René Ernest Brédier (1897- ?)
René Ernest Brédier est l’un des premiers artistes à faire partie de la Collection Sainte-Anne. Professeur de dessin à Paris, il est hospitalisé en 1942 à l’âge de quarante-cinq ans pour une durée inconnue. Douze œuvres sont conservées, pour la plupart adressées à son médecin, le docteur Bressière, datées de 1942.
René Ernest Brédier s’exerce dans la pratique du portrait à la mine de plomb et fusain rehaussé de craie blanche, techniques et matériaux qui le renvoient à son activité de professeur de dessin. Tel un exercice technique, il s’applique au dessin d’observation des patients de l’hôpital, tantôt leurs visages tantôt leur gestuelle dans des activités quotidiennes comme la lecture. Ce corpus se distingue dans sa cohérence de sujet et d’exécution, telle une étude approfondie des expressions de ses semblables. Les œuvres ont été peu montrées jusqu’à ces dernières années. En effet, la qualité esthétique des dessins ne correspond pas à ce que l’on peut s’attendre à voir dans une collection hospitalière, et pour aller plus loin, à la définition de l’art brut de Jean Dubuffet qui prend sa source notamment -mais pas que- à partir d’œuvres issues de milieu psychiatrique.

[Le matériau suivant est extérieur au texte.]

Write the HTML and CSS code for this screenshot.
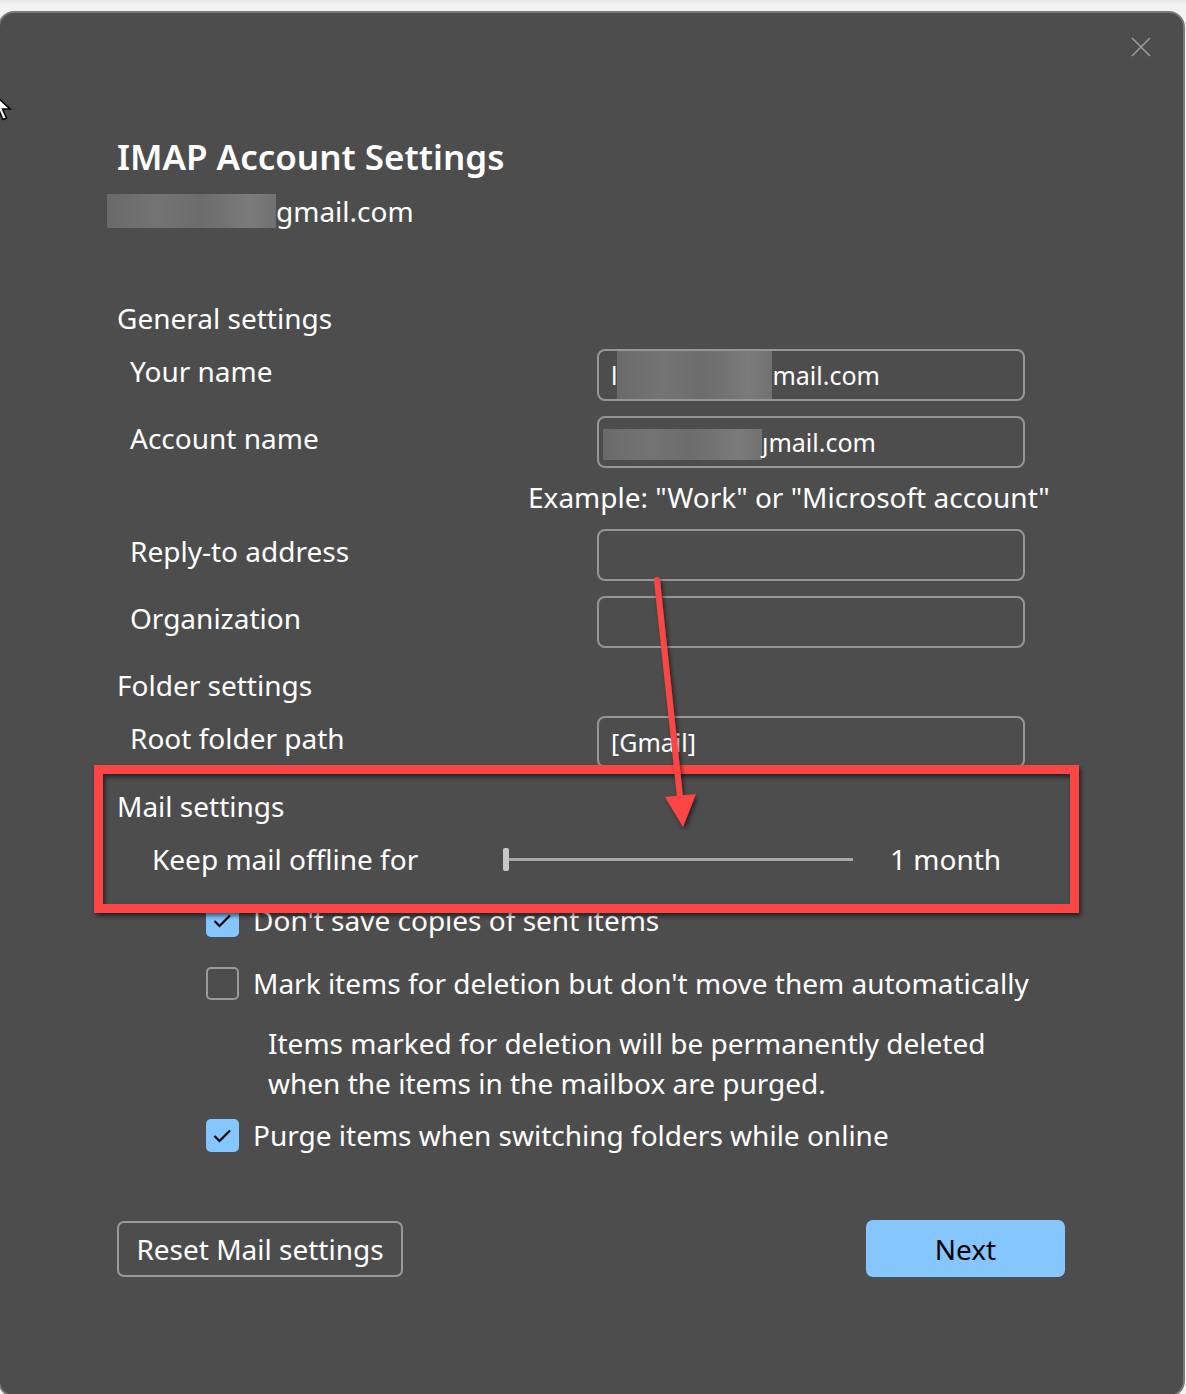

L’attention portée sur l’expression et la gestuelle de cette série évoque sans détour la série des Manomanes de Théodore Géricault (1791-1824), commandée par le professeur Étienne-Jean Georget et réalisé à la Salpêtrière entre 1821 et 1824. Théodore Géricault réalise cette série de portraits à partir d’études physiques de patients, recueillis dans des manuels de psychiatrie. La série avait pour but d’être présentée aux étudiants en médecine afin de présenter l’aspect physique d’un aliéné. Cependant, la distinction entre le travail de René Ernest Brédier et Théodore Géricault se loge dans le contexte de réalisation. Brédier s’approche davantage d’une représentation de l’expression des passions tel Charles Lebrun (1619-1690) et s’émancipe du caractère psychotique de ses sujets. L’artiste propose une représentation sincère empreint de réalisme et d’humanité. Le corpus de René Ernest Brédier conteste d’une certaine façon les théories psycho-morphologiques introduites par Cesare Lombroso[1] (1835-1909).
Les œuvres de ce portraitiste affirmé ont été présentées lors de l’exposition Portraits, de 1905 à nos jours en 2002, projet d’étude sur le portrait à l’hôpital Sainte-Anne afin d’en déterminer les factures et l’évolution de ce genre emblématique dans l’histoire de l’art.
[1] LOMBROSO Cesare, L’homme criminel : atlas, 1887.